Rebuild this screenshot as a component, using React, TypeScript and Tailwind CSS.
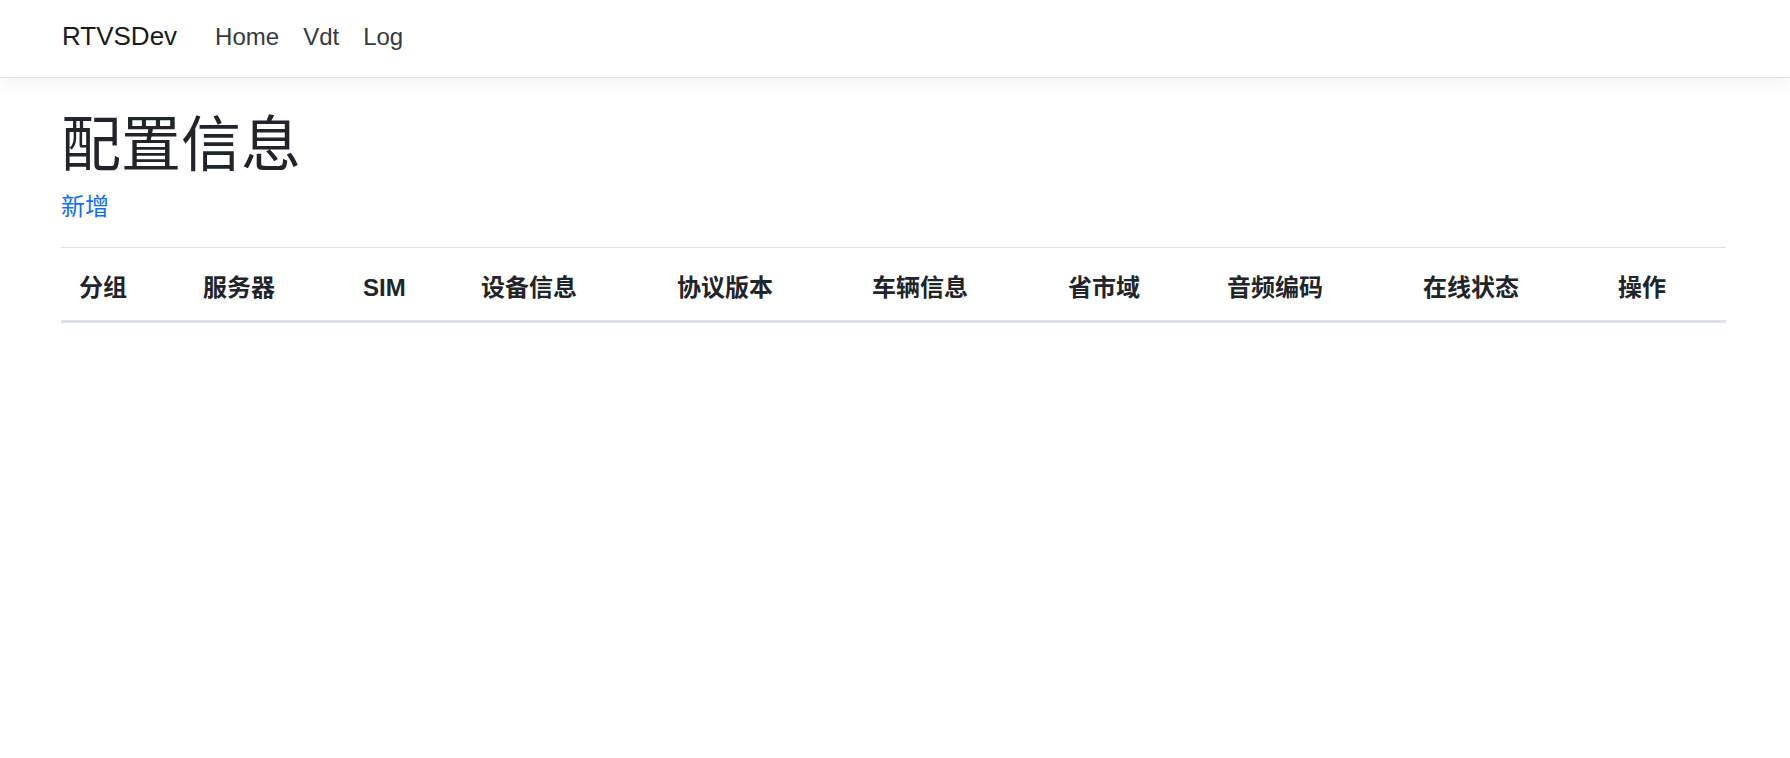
import React from "react";

const FONT = "font-['Liberation_Sans','Noto_Sans_CJK_SC',sans-serif]";

const COLUMNS = [
  { label: "分组", width: "w-[124px]" },
  { label: "服务器", width: "w-[160px]" },
  { label: "SIM", width: "w-[118px]" },
  { label: "设备信息", width: "w-[196px]" },
  { label: "协议版本", width: "w-[195px]" },
  { label: "车辆信息", width: "w-[196px]" },
  { label: "省市域", width: "w-[159px]" },
  { label: "音频编码", width: "w-[196px]" },
  { label: "在线状态", width: "w-[195px]" },
  { label: "操作", width: "flex-1" },
];

function Navbar() {
  return (
    <header className="h-[78px] bg-white border-b border-[#dee2e6] shadow-[0_6px_18px_rgba(0,0,0,0.05)]">
      <div className="h-full flex items-center pb-1 pl-[62px]">
        <a className="text-[26px] text-[#1a1a1a] mr-[38px]">RTVSDev</a>
        <nav className="flex items-center gap-[24px] text-[24px] text-[#343a40]">
          <a>Home</a>
          <a>Vdt</a>
          <a>Log</a>
        </nav>
      </div>
    </header>
  );
}

export default function App() {
  return (
    <div className={`min-h-[758px] bg-white text-[#212529] ${FONT}`}>
      <Navbar />

      <main className="pl-[61px] pr-[64px] pt-[32px]">
        <h1 className="h-[72px] leading-[72px] text-[60px] font-normal">配置信息</h1>
        <p className="mt-[7px] mb-[22px] leading-[36px] text-[24px]">
          <a className="text-[#0d6efd]">新增</a>
        </p>

        {/* Table header only, no rows */}
        <div className="border-t border-[#dee2e6]">
          <div className="flex h-[75px] items-center pt-[7px] border-b-[3px] border-[#dee2e6] text-[24px] font-bold">
            {COLUMNS.map((col) => (
              <div key={col.label} className={`${col.width} pl-[18px]`}>
                {col.label}
              </div>
            ))}
          </div>
        </div>
      </main>
    </div>
  );
}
+++++
# TO BE DONE
Transcribe all the data word for word; the images stay out.

# ANSWER FOR THIS EXERCISE
Rebuild this screenshot as a component, using React, TypeScript and Tailwind CSS.
import React from "react";

const FONT = "font-['Liberation_Sans','Noto_Sans_CJK_SC',sans-serif]";

const COLUMNS = [
  { label: "分组", width: "w-[124px]" },
  { label: "服务器", width: "w-[160px]" },
  { label: "SIM", width: "w-[118px]" },
  { label: "设备信息", width: "w-[196px]" },
  { label: "协议版本", width: "w-[195px]" },
  { label: "车辆信息", width: "w-[196px]" },
  { label: "省市域", width: "w-[159px]" },
  { label: "音频编码", width: "w-[196px]" },
  { label: "在线状态", width: "w-[195px]" },
  { label: "操作", width: "flex-1" },
];

function Navbar() {
  return (
    <header className="h-[78px] bg-white border-b border-[#dee2e6] shadow-[0_6px_18px_rgba(0,0,0,0.05)]">
      <div className="h-full flex items-center pb-1 pl-[62px]">
        <a className="text-[26px] text-[#1a1a1a] mr-[38px]">RTVSDev</a>
        <nav className="flex items-center gap-[24px] text-[24px] text-[#343a40]">
          <a>Home</a>
          <a>Vdt</a>
          <a>Log</a>
        </nav>
      </div>
    </header>
  );
}

export default function App() {
  return (
    <div className={`min-h-[758px] bg-white text-[#212529] ${FONT}`}>
      <Navbar />

      <main className="pl-[61px] pr-[64px] pt-[32px]">
        <h1 className="h-[72px] leading-[72px] text-[60px] font-normal">配置信息</h1>
        <p className="mt-[7px] mb-[22px] leading-[36px] text-[24px]">
          <a className="text-[#0d6efd]">新增</a>
        </p>

        {/* Table header only, no rows */}
        <div className="border-t border-[#dee2e6]">
          <div className="flex h-[75px] items-center pt-[7px] border-b-[3px] border-[#dee2e6] text-[24px] font-bold">
            {COLUMNS.map((col) => (
              <div key={col.label} className={`${col.width} pl-[18px]`}>
                {col.label}
              </div>
            ))}
          </div>
        </div>
      </main>
    </div>
  );
}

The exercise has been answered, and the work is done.